Seeing him, the King instantly bowed down and standing before him with clasped palms, gladly spoke to him:

O Deva! My son’s Upanayana being over, now my son is fit for the victim in the sacrifice; and by your grace, my sorrow that was within me as not having a son, has vanished. I speak truly before you that, O Knower of Virtue!

After some mere time I have desired to perform your sacrifice with plenty of Dakṣiṇās. In fact, when the Samāvartan ceremony will be over, I will do as you like. Kindly wait till then.

52-62. Varuṇa said:

O Intelligent One! You are very much attached to your son now and so by various reasonable games of intellect, you are repeatedly deceiving me.

However, I am going home today at your request but know certain that I will come again at the time of the Samāvartan ceremony.

(N. B.:— Samāvartan means the return home especially of a pupil from his tutor’s house after finishing his course of study there.)

O King!

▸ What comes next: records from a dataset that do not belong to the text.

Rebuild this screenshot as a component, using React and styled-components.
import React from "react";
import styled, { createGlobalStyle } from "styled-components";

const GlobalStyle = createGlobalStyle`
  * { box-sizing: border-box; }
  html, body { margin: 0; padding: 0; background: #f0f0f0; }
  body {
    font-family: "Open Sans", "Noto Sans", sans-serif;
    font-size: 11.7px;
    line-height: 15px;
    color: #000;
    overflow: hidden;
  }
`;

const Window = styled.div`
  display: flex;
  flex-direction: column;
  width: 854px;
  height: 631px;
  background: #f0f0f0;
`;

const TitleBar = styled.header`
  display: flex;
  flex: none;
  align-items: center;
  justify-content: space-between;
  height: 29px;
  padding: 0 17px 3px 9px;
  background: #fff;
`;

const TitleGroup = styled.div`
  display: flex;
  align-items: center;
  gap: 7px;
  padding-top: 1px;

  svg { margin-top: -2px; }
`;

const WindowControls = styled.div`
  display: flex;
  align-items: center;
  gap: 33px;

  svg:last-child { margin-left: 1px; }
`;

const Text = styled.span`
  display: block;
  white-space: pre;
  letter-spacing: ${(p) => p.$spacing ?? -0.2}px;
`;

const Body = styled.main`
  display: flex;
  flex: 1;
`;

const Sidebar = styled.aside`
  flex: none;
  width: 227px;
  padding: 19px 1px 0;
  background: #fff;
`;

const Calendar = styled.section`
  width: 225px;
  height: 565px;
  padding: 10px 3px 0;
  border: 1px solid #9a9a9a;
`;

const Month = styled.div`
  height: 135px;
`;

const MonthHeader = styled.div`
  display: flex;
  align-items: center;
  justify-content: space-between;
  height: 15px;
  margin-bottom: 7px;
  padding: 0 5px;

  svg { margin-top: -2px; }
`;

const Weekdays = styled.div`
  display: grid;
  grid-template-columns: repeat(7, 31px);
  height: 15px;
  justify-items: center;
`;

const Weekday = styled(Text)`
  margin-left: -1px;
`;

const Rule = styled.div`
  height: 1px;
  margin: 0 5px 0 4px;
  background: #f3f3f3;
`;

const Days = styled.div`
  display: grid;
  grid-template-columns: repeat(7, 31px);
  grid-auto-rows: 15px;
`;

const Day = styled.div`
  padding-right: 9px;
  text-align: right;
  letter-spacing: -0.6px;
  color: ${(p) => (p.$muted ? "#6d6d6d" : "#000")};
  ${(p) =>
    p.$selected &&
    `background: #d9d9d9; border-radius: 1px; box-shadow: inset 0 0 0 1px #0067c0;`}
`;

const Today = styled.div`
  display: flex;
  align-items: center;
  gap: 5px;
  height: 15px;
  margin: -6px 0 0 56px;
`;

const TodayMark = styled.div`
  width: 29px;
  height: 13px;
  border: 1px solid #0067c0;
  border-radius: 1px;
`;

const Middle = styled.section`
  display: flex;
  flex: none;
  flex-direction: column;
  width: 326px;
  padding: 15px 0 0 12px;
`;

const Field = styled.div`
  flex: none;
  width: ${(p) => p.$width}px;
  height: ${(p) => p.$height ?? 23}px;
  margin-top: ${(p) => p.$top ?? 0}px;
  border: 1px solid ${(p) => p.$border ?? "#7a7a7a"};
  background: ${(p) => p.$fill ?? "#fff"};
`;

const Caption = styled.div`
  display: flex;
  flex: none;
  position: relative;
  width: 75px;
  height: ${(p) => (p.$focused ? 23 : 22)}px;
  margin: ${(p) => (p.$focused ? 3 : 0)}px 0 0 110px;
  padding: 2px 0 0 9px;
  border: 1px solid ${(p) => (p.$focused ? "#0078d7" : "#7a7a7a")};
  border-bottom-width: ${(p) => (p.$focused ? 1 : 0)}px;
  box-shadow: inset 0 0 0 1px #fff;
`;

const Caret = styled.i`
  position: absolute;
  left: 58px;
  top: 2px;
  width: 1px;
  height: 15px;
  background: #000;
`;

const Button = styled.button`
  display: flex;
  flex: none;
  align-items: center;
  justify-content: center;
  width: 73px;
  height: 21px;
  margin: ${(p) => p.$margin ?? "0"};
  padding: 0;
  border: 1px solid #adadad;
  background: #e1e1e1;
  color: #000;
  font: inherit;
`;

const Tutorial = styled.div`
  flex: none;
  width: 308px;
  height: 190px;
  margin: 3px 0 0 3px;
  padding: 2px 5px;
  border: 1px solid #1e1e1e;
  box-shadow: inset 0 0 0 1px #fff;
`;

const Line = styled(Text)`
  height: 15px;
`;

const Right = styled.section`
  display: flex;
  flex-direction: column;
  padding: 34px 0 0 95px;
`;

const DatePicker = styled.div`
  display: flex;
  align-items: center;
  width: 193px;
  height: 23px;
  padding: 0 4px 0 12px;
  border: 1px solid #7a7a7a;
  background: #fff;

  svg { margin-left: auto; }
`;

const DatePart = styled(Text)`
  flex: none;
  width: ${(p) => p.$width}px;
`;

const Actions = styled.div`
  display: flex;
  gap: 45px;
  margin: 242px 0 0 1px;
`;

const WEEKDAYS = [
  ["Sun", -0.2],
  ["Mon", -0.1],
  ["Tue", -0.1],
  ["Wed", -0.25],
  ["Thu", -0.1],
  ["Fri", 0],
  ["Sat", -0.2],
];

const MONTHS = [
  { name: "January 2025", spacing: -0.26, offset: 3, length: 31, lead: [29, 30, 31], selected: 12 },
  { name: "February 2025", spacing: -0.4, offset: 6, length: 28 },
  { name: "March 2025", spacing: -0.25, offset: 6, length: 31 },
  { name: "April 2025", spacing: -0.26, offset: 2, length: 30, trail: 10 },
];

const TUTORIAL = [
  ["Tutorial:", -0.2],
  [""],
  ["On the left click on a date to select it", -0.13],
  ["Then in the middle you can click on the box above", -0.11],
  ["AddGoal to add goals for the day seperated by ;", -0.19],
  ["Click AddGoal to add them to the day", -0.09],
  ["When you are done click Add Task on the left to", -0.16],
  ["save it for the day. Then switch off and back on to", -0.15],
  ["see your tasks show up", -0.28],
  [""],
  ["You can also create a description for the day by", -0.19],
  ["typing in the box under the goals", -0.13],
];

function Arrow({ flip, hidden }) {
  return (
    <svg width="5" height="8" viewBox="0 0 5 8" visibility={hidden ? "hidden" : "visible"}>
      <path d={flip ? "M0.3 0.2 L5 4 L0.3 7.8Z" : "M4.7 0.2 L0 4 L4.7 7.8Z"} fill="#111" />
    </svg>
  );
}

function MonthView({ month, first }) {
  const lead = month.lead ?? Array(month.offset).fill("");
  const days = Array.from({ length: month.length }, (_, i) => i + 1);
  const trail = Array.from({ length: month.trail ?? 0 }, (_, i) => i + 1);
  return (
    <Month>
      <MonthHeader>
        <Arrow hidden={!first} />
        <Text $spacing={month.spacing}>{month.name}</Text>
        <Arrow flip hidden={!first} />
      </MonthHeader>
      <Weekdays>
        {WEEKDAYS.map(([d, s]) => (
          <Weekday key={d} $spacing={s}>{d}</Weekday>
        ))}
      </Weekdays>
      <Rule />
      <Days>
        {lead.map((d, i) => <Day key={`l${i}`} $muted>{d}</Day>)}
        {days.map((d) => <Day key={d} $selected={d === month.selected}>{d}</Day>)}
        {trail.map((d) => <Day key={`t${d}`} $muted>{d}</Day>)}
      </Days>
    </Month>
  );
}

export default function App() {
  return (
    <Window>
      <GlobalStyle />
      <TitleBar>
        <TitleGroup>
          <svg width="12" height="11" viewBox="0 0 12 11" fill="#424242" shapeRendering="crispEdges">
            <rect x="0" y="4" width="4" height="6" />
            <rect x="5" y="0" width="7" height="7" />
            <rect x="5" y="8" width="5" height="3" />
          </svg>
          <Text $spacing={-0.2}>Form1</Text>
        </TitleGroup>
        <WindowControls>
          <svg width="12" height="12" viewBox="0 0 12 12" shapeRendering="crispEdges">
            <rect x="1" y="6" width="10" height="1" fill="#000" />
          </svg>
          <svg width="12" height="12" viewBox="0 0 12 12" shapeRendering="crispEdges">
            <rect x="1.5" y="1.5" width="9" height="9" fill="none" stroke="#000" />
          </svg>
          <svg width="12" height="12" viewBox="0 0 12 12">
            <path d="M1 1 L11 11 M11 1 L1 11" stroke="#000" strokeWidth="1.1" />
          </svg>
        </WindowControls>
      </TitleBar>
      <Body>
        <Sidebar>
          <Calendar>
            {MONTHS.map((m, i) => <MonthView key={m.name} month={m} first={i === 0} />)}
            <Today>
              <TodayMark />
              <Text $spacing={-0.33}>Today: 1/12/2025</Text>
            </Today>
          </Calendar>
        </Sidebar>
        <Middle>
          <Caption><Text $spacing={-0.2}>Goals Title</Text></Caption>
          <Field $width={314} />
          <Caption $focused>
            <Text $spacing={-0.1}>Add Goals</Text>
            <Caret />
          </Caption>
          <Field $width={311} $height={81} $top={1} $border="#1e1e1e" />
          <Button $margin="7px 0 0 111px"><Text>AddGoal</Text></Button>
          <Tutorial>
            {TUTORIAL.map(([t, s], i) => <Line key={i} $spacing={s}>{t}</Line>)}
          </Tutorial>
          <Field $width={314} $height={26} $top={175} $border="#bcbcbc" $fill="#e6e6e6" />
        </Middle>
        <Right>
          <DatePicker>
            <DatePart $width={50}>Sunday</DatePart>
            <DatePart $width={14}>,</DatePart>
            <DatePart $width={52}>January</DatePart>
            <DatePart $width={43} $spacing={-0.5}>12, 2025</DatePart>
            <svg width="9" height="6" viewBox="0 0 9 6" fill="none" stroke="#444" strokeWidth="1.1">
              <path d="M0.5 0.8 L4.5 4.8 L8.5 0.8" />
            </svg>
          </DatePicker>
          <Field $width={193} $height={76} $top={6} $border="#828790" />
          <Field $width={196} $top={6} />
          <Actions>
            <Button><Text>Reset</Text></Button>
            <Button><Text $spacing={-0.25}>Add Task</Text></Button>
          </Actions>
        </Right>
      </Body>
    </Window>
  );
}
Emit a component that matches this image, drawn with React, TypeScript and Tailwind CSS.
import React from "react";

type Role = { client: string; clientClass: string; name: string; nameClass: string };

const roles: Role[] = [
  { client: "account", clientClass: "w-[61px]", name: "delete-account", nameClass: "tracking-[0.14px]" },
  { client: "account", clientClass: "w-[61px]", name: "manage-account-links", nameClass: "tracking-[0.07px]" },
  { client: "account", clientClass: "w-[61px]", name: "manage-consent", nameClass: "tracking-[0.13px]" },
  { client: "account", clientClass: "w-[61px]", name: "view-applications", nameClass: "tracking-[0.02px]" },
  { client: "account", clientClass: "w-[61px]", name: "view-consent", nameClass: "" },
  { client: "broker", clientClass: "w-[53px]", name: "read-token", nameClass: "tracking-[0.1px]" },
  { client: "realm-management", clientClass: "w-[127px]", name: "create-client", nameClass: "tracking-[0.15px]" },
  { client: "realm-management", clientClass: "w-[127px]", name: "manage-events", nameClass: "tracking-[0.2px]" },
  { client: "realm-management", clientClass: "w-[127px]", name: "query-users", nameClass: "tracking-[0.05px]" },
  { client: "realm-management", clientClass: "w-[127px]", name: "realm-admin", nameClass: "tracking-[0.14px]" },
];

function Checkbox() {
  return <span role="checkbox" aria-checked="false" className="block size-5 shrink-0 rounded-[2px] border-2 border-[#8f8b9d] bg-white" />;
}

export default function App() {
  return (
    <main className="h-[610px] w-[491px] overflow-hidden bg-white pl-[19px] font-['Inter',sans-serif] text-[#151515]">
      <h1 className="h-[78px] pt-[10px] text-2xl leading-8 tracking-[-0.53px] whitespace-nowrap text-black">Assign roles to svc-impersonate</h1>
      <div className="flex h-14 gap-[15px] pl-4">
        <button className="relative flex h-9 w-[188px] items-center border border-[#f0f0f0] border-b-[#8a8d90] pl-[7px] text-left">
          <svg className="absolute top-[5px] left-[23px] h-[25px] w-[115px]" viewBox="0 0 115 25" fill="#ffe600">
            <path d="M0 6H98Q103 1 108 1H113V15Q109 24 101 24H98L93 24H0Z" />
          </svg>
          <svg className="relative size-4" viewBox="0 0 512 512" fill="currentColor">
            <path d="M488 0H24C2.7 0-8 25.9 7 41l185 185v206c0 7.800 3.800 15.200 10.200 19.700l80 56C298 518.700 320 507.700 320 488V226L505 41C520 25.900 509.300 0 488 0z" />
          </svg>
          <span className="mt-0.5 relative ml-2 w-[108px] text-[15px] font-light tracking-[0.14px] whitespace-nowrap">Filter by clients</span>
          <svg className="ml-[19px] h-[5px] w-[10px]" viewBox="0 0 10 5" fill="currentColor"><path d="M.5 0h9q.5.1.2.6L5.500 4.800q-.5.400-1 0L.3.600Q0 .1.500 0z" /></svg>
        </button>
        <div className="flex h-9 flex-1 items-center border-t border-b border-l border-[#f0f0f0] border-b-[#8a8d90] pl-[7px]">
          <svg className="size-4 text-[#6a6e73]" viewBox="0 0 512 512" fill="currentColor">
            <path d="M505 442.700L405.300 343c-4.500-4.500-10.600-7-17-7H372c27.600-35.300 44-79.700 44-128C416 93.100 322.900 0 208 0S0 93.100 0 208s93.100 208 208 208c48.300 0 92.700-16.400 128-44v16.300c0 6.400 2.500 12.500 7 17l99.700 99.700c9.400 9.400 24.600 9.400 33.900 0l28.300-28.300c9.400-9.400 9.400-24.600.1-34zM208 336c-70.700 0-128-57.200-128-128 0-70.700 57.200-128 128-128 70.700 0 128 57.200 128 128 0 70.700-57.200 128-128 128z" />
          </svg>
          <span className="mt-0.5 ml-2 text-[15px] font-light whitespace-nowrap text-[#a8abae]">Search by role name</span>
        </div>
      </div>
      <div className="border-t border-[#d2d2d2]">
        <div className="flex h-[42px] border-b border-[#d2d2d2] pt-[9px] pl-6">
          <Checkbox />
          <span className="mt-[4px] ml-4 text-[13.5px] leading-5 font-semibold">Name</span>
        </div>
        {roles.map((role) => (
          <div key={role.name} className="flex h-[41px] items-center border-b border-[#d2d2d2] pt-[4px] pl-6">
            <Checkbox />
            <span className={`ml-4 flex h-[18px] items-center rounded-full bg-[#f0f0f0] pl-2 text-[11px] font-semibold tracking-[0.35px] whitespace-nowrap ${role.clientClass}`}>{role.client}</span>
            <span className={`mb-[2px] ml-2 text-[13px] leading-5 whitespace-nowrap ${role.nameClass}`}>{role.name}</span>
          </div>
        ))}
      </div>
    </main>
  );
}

Thus saying, Varuṇa went away and the King became glad and began to perform duly his various duties.

The prince was very intelligent; and as he used to see Varuṇa coming, now and then, at the time of the ceremonies, he became very anxious.

He then made enquiries outside hither and thither and came to know of his own being about to be killed and he desired to leave the house instantly. He then consulted with the minister’s sons and came to a final conclusion and went out of the city to the forest.

When the son had gone to the forest, the King became very much afflicted with sorrow and sent messengers in quest of him.

When some time passed away, Varuṇa came to his house and spoke to the distressed King:

 “O King! Now perform your desired Sacrifice.”

The King bowed down to him and said:

“O Deva! What shall I do now? My son has become afraid and has gone away. I do not know where he has gone.

O Deva! My messengers have searched for him in difficult places in mountains, in the hermitages of the Munis, in fact, in all the places; but they have not been able to find him out anywhere.

My son has left his home; order now what I can do. O Deva! You know everything; so judge I have got no fault in this matter. It is certainly luck and nothing else. ”

63-66. Vyāsa said:

O King! Hearing these words of the King, Varuṇa became very much angry and when he saw that he was deceived so many times by the King, he then cursed, saying:

“O King! As you have cheated me by your deceitful words, so you be attacked by dropsy and be severely pained by it.”

Thus cursed by Varuṇa, the King was attacked with that disease and began to suffer much. Cursing thus, Varuṇa went back to his own place and the King was much afflicted with that terrible disease.

Here ends the Fifteenth Chapter in the Seventh Book on the story of the King Hariśchandra in the Mahāpurāṇam Śrīmad Devī Bhāgavatam of 18,000 verses by Mahāṛṣi Veda Vyāsa.